Prime Minister Rishi Sunak has made stopping boats of migrants coming to the UK one of his top priorities ahead of a general election expected later this year.

Mr Cleverly will declare to his international audience that the UK’s Rwanda policy, which will see migrants arriving into Britain after crossing the Channel in a small boat deported to the east African country, is an “innovative way of dealing with illegal migration”.

That is despite not a single asylum seeker being removed by the scheme, which was first announced almost two years ago.

This week, Home Office figures showed that more than 2,000 migrants have arrived in the UK so far this year after crossing the strait between England and France.

The number of Channel arrivals is 32% lower than the total recorded this time last year (2,953) but 49% higher than the total at this stage in 2022 (1,482).

Cumulative arrivals of people crossing the English Channel in small boats
(PA Graphics)

Some 29,437 migrants arrived in the UK after making the crossing in 2023, down 36% on a record 45,774 arrivals in 2022.

During his speech, officials said the Home Secretary planned to challenge the international community to take collective action on tackling global mass migration.

He will urge for more to be done by global leaders on tackling people-smuggling gangs, addressing “all the drivers of forced displacement” and helping people to “thrive in their own countries”.

Tackling unauthorised migration “upstream”, encouraging developed countries to invest in overseas development and increasing international trade will also be among his suggestions for tackling the crisis.

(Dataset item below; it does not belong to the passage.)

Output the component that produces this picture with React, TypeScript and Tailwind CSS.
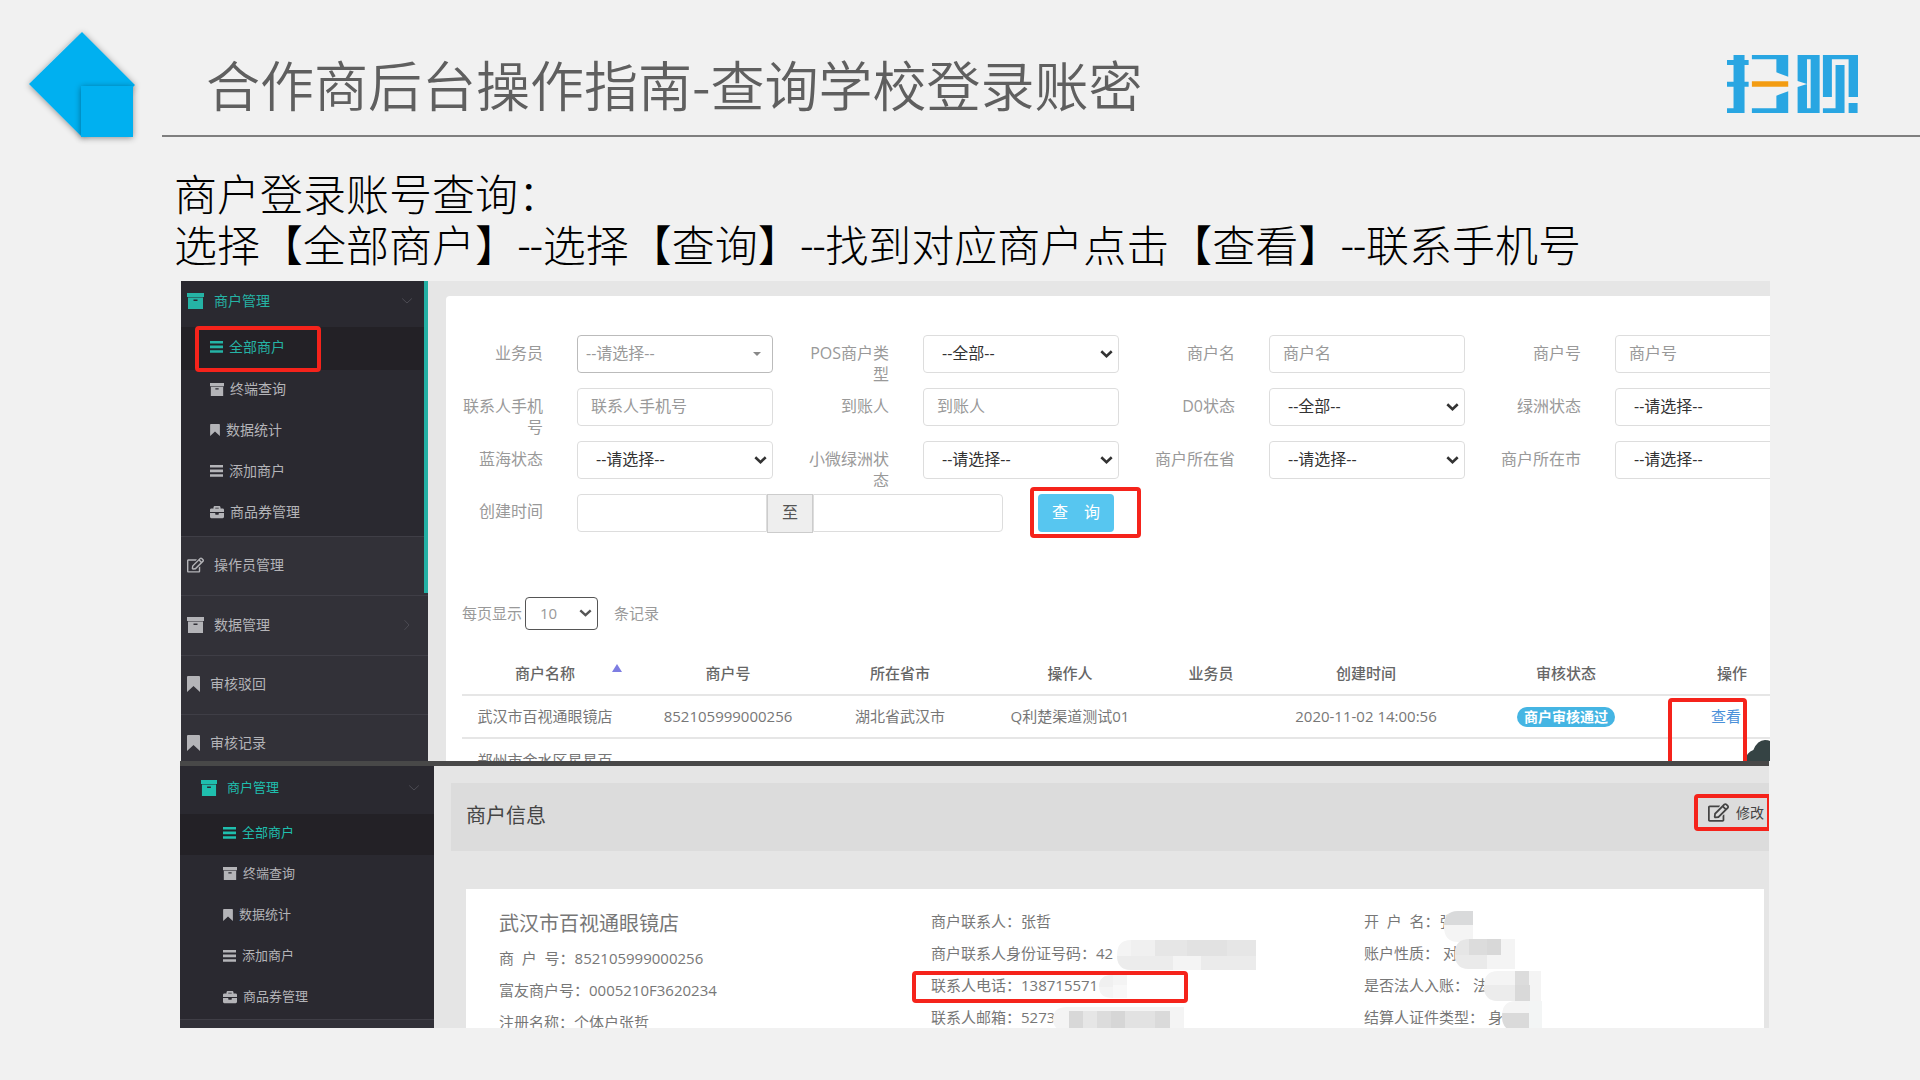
import React from "react";
import { FaBriefcase, FaRegEdit } from "react-icons/fa";

function ArchiveIcon({ className }: { className: string }) {
  return (
    <svg viewBox="0 0 17 16" preserveAspectRatio="none" className={className} fill="currentColor" aria-hidden="true">
      <path d="M0 0H17V4H0Z" />
      <path fillRule="evenodd" d="M1 4.5H16V16H1ZM6.5 6.5V8H10.5V6.5Z" />
    </svg>
  );
}

function BarsIcon({ className }: { className: string }) {
  return (
    <svg viewBox="0 0 13 12" className={className} fill="currentColor" aria-hidden="true">
      <path d="M0 0H13V2.6H0ZM0 4.6H13V7.2H0ZM0 9.2H13V11.8H0Z" />
    </svg>
  );
}

function BookmarkIcon({ className }: { className: string }) {
  return (
    <svg viewBox="0 0 13 16" className={className} fill="currentColor" aria-hidden="true">
      <path d="M1 0H12Q13 0 13 1V16L6.5 10L0 16V1Q0 0 1 0Z" />
    </svg>
  );
}

function Chevron({ className }: { className: string }) {
  return (
    <svg viewBox="0 0 12 8" className={className} fill="none" stroke="currentColor" aria-hidden="true">
      <path d="M1.2 1.5L6 6L10.8 1.5" />
    </svg>
  );
}

function BrandMark() {
  return (
    <svg viewBox="1094 165 321 174" preserveAspectRatio="none" className="h-[58px] w-[131px]" fill="#29a6e2" role="img" aria-label="扫呗">
      <path d="M1110 165H1137V180H1147V195H1137V245H1147V260H1137V339H1094V325H1110V260H1094V245H1110V195H1094V180H1110Z" />
      <path d="M1155 165H1244V230L1215 217V178H1155Z" />
      <path d="M1244 274V339H1155V325H1215V287Z" />
      <path d="M1155 244H1244V260H1155Z" fill="#f39c12" />
      <path fillRule="evenodd" d="M1267 165H1321V339H1267V261L1290 252L1267 243ZM1290 178V325H1299V178Z" />
      <path d="M1329 165H1415V291H1392V178H1351V291H1329Z" />
      <path d="M1360 195H1382V339H1329V325H1360Z" />
      <path d="M1392 309H1414V339H1392Z" />
    </svg>
  );
}

function SlideMark() {
  return (
    <svg viewBox="0 0 162 160" className="h-[160px] w-[162px] shrink-0" aria-hidden="true">
      <defs>
        <filter id="soft" x="-20%" y="-20%" width="140%" height="140%">
          <feDropShadow dx="0" dy="1" stdDeviation="3" floodColor="#000" floodOpacity="0.4" />
        </filter>
      </defs>
      <path d="M82 32L135 85L82 137L29 84Z" fill="#00b0f0" filter="url(#soft)" />
      <path d="M81 86H133V137H81Z" fill="#00b0f0" filter="url(#soft)" />
    </svg>
  );
}

const subItems = [
  { text: "全部商户", icon: "bars" },
  { text: "终端查询", icon: "archive" },
  { text: "数据统计", icon: "bookmark" },
  { text: "添加商户", icon: "bars" },
  { text: "商品券管理", icon: "case" },
];

function SubIcon({ name }: { name: string }) {
  if (name === "bars") return <BarsIcon className="h-3 w-[13px]" />;
  if (name === "archive") return <ArchiveIcon className="h-[13px] w-[14px]" />;
  if (name === "bookmark") return <BookmarkIcon className="h-3 w-[10px]" />;
  return <FaBriefcase className="h-[14px] w-[14px]" />;
}

function UpperSidebar() {
  return (
    <nav className="relative w-[247px] shrink-0 bg-[#323138] text-sm text-[#b4b4b8]">
      <div className="h-[255px] bg-[#2a2930]">
        <a href="#merchant" className="flex h-[46px] items-center gap-2.5 pl-1.5 pr-[15px] pb-1.5 text-[#25b3a5]">
          <ArchiveIcon className="h-4 w-[17px]" />
          <span className="flex-1">商户管理</span>
          <Chevron className="h-2 w-3 text-[#4c4b53]" />
        </a>
        {subItems.map((item, i) => (
          <a
            key={item.text}
            href="#sub"
            className={
              i === 0
                ? "relative flex h-[43px] items-center gap-1.5 bg-[#232126] pl-[29px] pb-1 text-[#25b3a5]"
                : "flex h-[41px] items-center gap-1.5 pl-[29px] pb-[3px]"
            }
          >
            <SubIcon name={item.icon} />
            {item.text}
            {i === 0 && (
              <span className="absolute -top-px left-3.5 h-[46px] w-[126px] rounded border-4 border-[#f5231b]" />
            )}
          </a>
        ))}
      </div>
      <a href="#operator" className="flex h-[59px] items-center gap-2.5 border-t border-[#3f3e46] pl-1.5 pb-0.5">
        <FaRegEdit className="h-4 w-[17px]" />
        操作员管理
      </a>
      <a href="#data" className="flex h-[60px] items-center gap-2.5 border-t border-[#3f3e46] pl-1.5 pr-[15px] pb-0.5">
        <ArchiveIcon className="h-4 w-[17px]" />
        <span className="flex-1">数据管理</span>
        <Chevron className="h-2 w-3 -rotate-90 text-[#4c4b53]" />
      </a>
      <a href="#rejected" className="flex h-[59px] items-center gap-2.5 border-t border-[#3f3e46] pl-1.5 pb-0.5">
        <BookmarkIcon className="h-4 w-[13px]" />
        审核驳回
      </a>
      <a href="#records" className="flex h-[59px] items-center gap-2.5 border-t border-[#3f3e46] pl-1.5 pb-0.5">
        <BookmarkIcon className="h-4 w-[13px]" />
        审核记录
      </a>
      <span className="absolute right-0 top-0 h-[312px] w-1 bg-[#23b0a4]" />
    </nav>
  );
}

function LowerSidebar() {
  return (
    <nav className="w-[254px] shrink-0 bg-[#323138] text-[13px] text-[#b4b4b8]">
      <div className="border-b border-[#3f3e46] bg-[#2a2930]">
        <a href="#merchant-detail" className="flex h-[48px] items-center gap-2.5 pl-[21px] pr-[14px] pb-1 text-[#1fbfae]">
          <ArchiveIcon className="h-4 w-4" />
          <span className="flex-1">商户管理</span>
          <Chevron className="h-2 w-3 text-[#4c4b53]" />
        </a>
        {subItems.map((item, i) => (
          <a
            key={item.text}
            href="#sub-detail"
            className={
              i === 0
                ? "flex h-[41px] items-center gap-1.5 bg-[#232126] pl-[43px] pb-[3px] text-[#1fbfae]"
                : "flex h-[41px] items-center gap-1.5 pl-[43px] pb-1"
            }
          >
            <SubIcon name={item.icon} />
            {item.text}
          </a>
        ))}
      </div>
    </nav>
  );
}

type Field = { label: string; kind: "input" | "select" | "combo"; value: string };

const fields: Field[] = [
  { label: "业务员", kind: "combo", value: "--请选择--" },
  { label: "POS商户类型", kind: "select", value: "--全部--" },
  { label: "商户名", kind: "input", value: "商户名" },
  { label: "商户号", kind: "input", value: "商户号" },
  { label: "联系人手机号", kind: "input", value: "联系人手机号" },
  { label: "到账人", kind: "input", value: "到账人" },
  { label: "D0状态", kind: "select", value: "--全部--" },
  { label: "绿洲状态", kind: "select", value: "--请选择--" },
  { label: "蓝海状态", kind: "select", value: "--请选择--" },
  { label: "小微绿洲状态", kind: "select", value: "--请选择--" },
  { label: "商户所在省", kind: "select", value: "--请选择--" },
  { label: "商户所在市", kind: "select", value: "--请选择--" },
];

function FormField({ field, id }: { field: Field; id: string }) {
  return (
    <div className="flex h-[53px] items-start">
      <label htmlFor={id} className="w-[81px] shrink-0 pt-2 text-right leading-[21px] text-[#999]">
        {field.label}
      </label>
      <div className="relative ml-[34px] w-[196px]">
        {field.kind === "input" && (
          <input
            id={id}
            placeholder={field.value}
            className="h-[38px] w-full rounded border border-[#ddd] bg-white pb-0.5 pl-[13px] placeholder:text-[#999]"
          />
        )}
        {field.kind === "select" && (
          <>
            <select id={id} className="h-[38px] w-full appearance-none rounded border border-[#ddd] bg-white pb-0.5 pl-[18px] text-[#333]">
              <option>{field.value}</option>
            </select>
            <Chevron className="pointer-events-none absolute right-1.5 top-3.5 h-2.5 w-[13px] stroke-[2.4] text-[#333]" />
          </>
        )}
        {field.kind === "combo" && (
          <>
            <select id={id} className="h-[38px] w-full appearance-none rounded border border-[#bbb] bg-white pb-0.5 pl-2 text-[#999]">
              <option>{field.value}</option>
            </select>
            <svg viewBox="0 0 10 5" className="pointer-events-none absolute right-3 top-[17px] h-1 w-2" fill="#888" aria-hidden="true">
              <path d="M0 0H10L5 5Z" />
            </svg>
          </>
        )}
      </div>
    </div>
  );
}

function Badge() {
  return (
    <span className="inline-block h-5 rounded-full bg-[#45b5e3] px-[7px] align-middle text-sm font-bold leading-5 text-white">
      商户审核通过
    </span>
  );
}

function MerchantTable() {
  return (
    <table className="mt-[22px] w-[1348px] table-fixed border-collapse text-center text-[15px] leading-[21px] text-[#777]">
      <colgroup>
        <col className="w-[166px]" />
        <col className="w-[200px]" />
        <col className="w-[144px]" />
        <col className="w-[196px]" />
        <col className="w-[86px]" />
        <col className="w-[224px]" />
        <col className="w-[176px]" />
        <col className="w-[156px]" />
      </colgroup>
      <thead>
        <tr className="h-[43px] border-b-2 border-[#e6e6e6] text-[#666]">
          <th className="relative font-medium">
            商户名称
            <svg viewBox="0 0 10 8" className="absolute right-1.5 top-3 h-2 w-2.5" fill="#7d7de2" aria-hidden="true">
              <path d="M5 0L10 8H0Z" />
            </svg>
          </th>
          <th className="font-medium">商户号</th>
          <th className="font-medium">所在省市</th>
          <th className="font-medium">操作人</th>
          <th className="font-medium">业务员</th>
          <th className="font-medium">创建时间</th>
          <th className="font-medium">审核状态</th>
          <th className="font-medium">操作</th>
        </tr>
      </thead>
      <tbody>
        <tr className="h-[43px] border-b-2 border-[#e6e6e6]">
          <td>武汉市百视通眼镜店</td>
          <td>852105999000256</td>
          <td>湖北省武汉市</td>
          <td>Q利楚渠道测试01</td>
          <td />
          <td>2020-11-02 14:00:56</td>
          <td>
            <Badge />
          </td>
          <td className="relative">
            <a href="#view" className="mr-3 text-[#4a90d9]">查看</a>
            <span className="absolute left-3.5 top-0.5 z-10 h-[90px] w-[79px] rounded border-4 border-[#f5231b]" />
          </td>
        </tr>
        <tr className="h-[64px]">
          <td className="px-3.5">郑州市金水区星星百货商店</td>
          <td />
          <td />
          <td />
          <td />
          <td />
          <td>
            <Badge />
          </td>
          <td />
        </tr>
      </tbody>
    </table>
  );
}

function UpperShot() {
  return (
    <section className="relative ml-px flex h-[480px] overflow-hidden bg-[#e6e6e6]">
      <UpperSidebar />
      <div className="ml-[18px] mt-[15px] min-w-0 flex-1 overflow-hidden rounded-tl bg-white pl-4 pt-[39px]">
        <form className="text-base">
          <div className="grid grid-cols-[repeat(4,346px)]">
            {fields.map((field, i) => (
              <FormField key={field.label} field={field} id={`field-${i}`} />
            ))}
          </div>
          <div className="flex h-[53px] items-start">
            <label htmlFor="date-from" className="w-[81px] shrink-0 pt-[7px] text-right leading-[21px] text-[#999]">
              创建时间
            </label>
            <input id="date-from" className="ml-[34px] h-[38px] w-[190px] rounded-l border border-[#ddd]" />
            <span className="flex h-[39px] w-[46px] items-center justify-center border border-[#ccc] bg-[#eee] pb-[3px] text-[#555]">至</span>
            <input aria-label="结束时间" className="h-[38px] w-[190px] rounded-r border border-[#ddd]" />
            <div className="relative ml-[35px]">
              <button type="button" className="flex h-[38px] w-[76px] items-center justify-center gap-4 rounded bg-[#57c6f0] pb-[3px] text-white">
                <span>查</span>
                <span>询</span>
              </button>
              <span className="pointer-events-none absolute -left-2 -top-[7px] h-[51px] w-[111px] rounded border-4 border-[#f5231b]" />
            </div>
          </div>
        </form>
        <div className="mt-[50px] flex h-[33px] items-center text-[15px] text-[#999]">
          <label htmlFor="page-size">每页显示</label>
          <div className="relative ml-[3px] mr-4">
            <select id="page-size" className="h-[33px] w-[73px] appearance-none rounded-sm border border-[#555] bg-white pl-3.5">
              <option>10</option>
            </select>
            <Chevron className="pointer-events-none absolute right-1.5 top-[11px] h-2.5 w-[13px] stroke-[2.2] text-[#555]" />
          </div>
          条记录
        </div>
        <MerchantTable />
      </div>
      <svg viewBox="0 0 30 21" preserveAspectRatio="none" className="absolute bottom-0 right-0 h-[21px] w-[25px]" fill="#354344" aria-hidden="true">
        <path d="M0 21Q2 12 10 10Q15 0 24 0Q28 0 30 1V21Z" />
      </svg>
    </section>
  );
}

type Tile = [number, number, number, number, string];

function Mosaic({ w, h, tiles, className }: { w: number; h: number; tiles: Tile[]; className: string }) {
  const id = React.useId();
  return (
    <svg viewBox={`0 0 ${w} ${h}`} className={className} aria-hidden="true">
      <clipPath id={id}>
        <path d={`M14 0H${w}V${h}H14Q0 ${h} 0 ${h / 2}Q0 0 14 0Z`} />
      </clipPath>
      <g clipPath={`url(#${id})`}>
        <rect width={w} height={h} fill="#f4f4f4" />
        {tiles.map(([x, y, tw, th, fill], i) => (
          <rect key={i} x={x} y={y} width={tw} height={th} fill={fill} />
        ))}
      </g>
    </svg>
  );
}

function LowerShot() {
  return (
    <section className="mr-px flex h-[262px] overflow-hidden bg-[#e5e5e5]">
      <LowerSidebar />
      <div className="min-w-0 flex-1 pt-[17px]">
        <div className="ml-[17px] flex h-[68px] items-start bg-[#dcdcdc] pl-[15px] pt-[11px]">
          <h2 className="flex-1 pt-2 text-xl text-[#444]">商户信息</h2>
          <button
            type="button"
            className="flex h-[37px] w-[75px] items-center gap-[7px] rounded-l border-4 border-r-2 border-[#f5231b] pl-2.5 text-sm text-[#444]"
          >
            <FaRegEdit className="h-[19px] w-[21px] shrink-0" />
            <span className="shrink-0">修改</span>
          </button>
        </div>
        <div className="ml-8 mr-[5px] mt-[38px] grid h-[160px] grid-cols-[432px_433px_1fr] bg-white pl-[33px] pt-4 text-[15px] leading-8 text-[#777]">
          <div>
            <h3 className="pt-px text-xl leading-9">武汉市百视通眼镜店</h3>
            <p className="whitespace-pre">商 &nbsp;户 &nbsp;号：852105999000256</p>
            <p>富友商户号：0005210F3620234</p>
            <p>注册名称：个体户张哲</p>
          </div>
          <div>
            <p>商户联系人：张哲</p>
            <p className="relative">
              商户联系人身份证号码：42
              <Mosaic
                w={139}
                h={30}
                className="absolute left-[186px] top-[3px] h-[30px] w-[139px]"
                tiles={[
                  [14, 0, 24, 16, "#f0f0f0"],
                  [38, 0, 32, 16, "#e6e6e6"],
                  [70, 0, 40, 16, "#e2e2e2"],
                  [110, 0, 29, 16, "#e6e6e6"],
                  [0, 16, 56, 14, "#ececec"],
                  [84, 16, 55, 14, "#ebebeb"],
                ]}
              />
            </p>
            <p className="relative">
              联系人电话：138715571
              <Mosaic
                w={28}
                h={23}
                className="absolute left-[168px] top-1.5 h-[23px] w-7"
                tiles={[
                  [0, 0, 14, 12, "#f0f0f0"],
                  [14, 10, 14, 13, "#f8f8f8"],
                ]}
              />
              <span className="absolute -left-[19px] top-0.5 h-8 w-[276px] rounded border-4 border-[#f5231b]" />
            </p>
            <p className="relative">
              联系人邮箱：5273
              <Mosaic
                w={131}
                h={24}
                className="absolute left-[122px] top-1.5 h-6 w-[131px]"
                tiles={[
                  [16, 4, 14, 20, "#d8d8d8"],
                  [30, 4, 14, 20, "#e6e6e6"],
                  [44, 4, 14, 20, "#dcdcdc"],
                  [58, 4, 14, 20, "#d6d6d6"],
                  [72, 4, 30, 20, "#e2e2e2"],
                  [102, 4, 15, 20, "#dadada"],
                ]}
              />
            </p>
          </div>
          <div>
            <p className="relative whitespace-pre">
              开 &nbsp;户 &nbsp;名：张
              <Mosaic
                w={29}
                h={31}
                className="absolute left-20 top-1.5 h-[31px] w-[29px]"
                tiles={[[0, 0, 29, 14, "#d9dadb"]]}
              />
            </p>
            <p className="relative">
              账户性质： 对
              <Mosaic
                w={60}
                h={30}
                className="absolute left-[91px] top-0.5 h-[30px] w-[60px]"
                tiles={[
                  [0, 0, 14, 16, "#e6e6e6"],
                  [14, 0, 18, 16, "#dcdcdc"],
                  [32, 0, 14, 16, "#d8d8d8"],
                  [0, 16, 32, 14, "#eaeaea"],
                ]}
              />
            </p>
            <p className="relative">
              是否法人入账： 法
              <Mosaic
                w={57}
                h={30}
                className="absolute left-[120px] top-0.5 h-[30px] w-[57px]"
                tiles={[
                  [31, 0, 14, 14, "#dcdcdc"],
                  [0, 14, 31, 16, "#ececec"],
                  [31, 14, 15, 16, "#d9d9d9"],
                ]}
              />
            </p>
            <p className="relative">
              结算人证件类型： 身
              <Mosaic
                w={40}
                h={30}
                className="absolute left-[138px] top-0 h-[30px] w-10"
                tiles={[
                  [0, 12, 27, 18, "#dadada"],
                  [27, 0, 13, 30, "#f3f5f5"],
                ]}
              />
            </p>
          </div>
        </div>
      </div>
    </section>
  );
}

export default function App() {
  return (
    <main className='min-h-screen overflow-hidden bg-[#f1f1f1] pb-13 font-["Open_Sans","Noto_Sans_CJK_SC",sans-serif]'>
      <header className="flex h-[137px]">
        <SlideMark />
        <div className="flex flex-1 items-start border-b-2 border-[#7f7f7f] pl-11 pr-[62px] pt-12">
          <h1 className='flex-1 font-["Noto_Sans_CJK_SC",sans-serif] text-[54px] font-[350] leading-[72px] text-[#5f5f5f]'>
            合作商后台操作指南-查询学校登录账密
          </h1>
          <div className="pt-[7px]">
            <BrandMark />
          </div>
        </div>
      </header>
      <p className='ml-[174px] mt-[34px] font-["Roboto","Noto_Sans_CJK_SC",sans-serif] text-[43px] font-light leading-[51px] text-black'>
        商户登录账号查询：
        <br />
        选择【全部商户】--选择【查询】--找到对应商户点击【查看】--联系手机号
      </p>
      <div className="ml-[180px] mr-[150px] mt-2">
        <UpperShot />
        <div className="mr-px h-[5px] bg-[#484848]" />
        <LowerShot />
      </div>
    </main>
  );
}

Stephen Kinnock, Labour’s shadow immigration minister, said: “The Home Secretary’s ‘migration vision’ appears to amount to a summary of Labour’s existing arguments — but without any of the policy to back it up.

“In the meantime, he is at pains to refer to the failing Rwanda scheme as sparingly as possible — not a surprise, given the £400 million sums involved to transfer just 1% of those applying for asylum in the UK each year.

“The Home Secretary knows the plan is a gimmick.

“He should abandon the charade, and copy the rest of Labour’s plans too — for a new returns unit to fast-track removal of those with no right to stay, a new police cell to crack down on the smugglers, and swift action to clear the backlog and end hotel use.”

James Cleverly
Home Secretary James Cleverly, pictured with Clint Smith, chief legal officer of the social media platform Discord, met tech giant representatives in San Francisco during his US trip (Stefan Rousseau/PA)

Enver Solomon, chief executive of the Refugee Council, said a “glaring omission” from the preview of the Home Secretary’s speech was any focus on the right to claim asylum, something he said was “being fundamentally eroded by the Government’s unlawful Rwanda plan”.

“It is vital that we as a country continue to stand firm in our commitment to provide a fair hearing on UK soil to those fleeing war, torture and persecution,” Mr Solomon said.

“It is vital to ensure that the responsibility for receiving refugees should be fairly shared between nations.

“Most refugees move from one poor country to another poor country. The richest countries in the world must not shirk their responsibilities.”

Mr Cleverly has also visited San Francisco on America’s west coast during his trip.

He met representatives from leading tech companies including Apple, Google, Meta — the owner of Facebook — and YouTube to discuss how to address threats from emerging technologies to public safety and global democracy, the Home Office said.

On Monday evening, the senior Tory was due to take part in a cross-sector event with Reid Hoffman, co-founder of LinkedIn, to discuss how tech firms and governments can join forces to better protect users and prevent the exploitation of children on their platforms.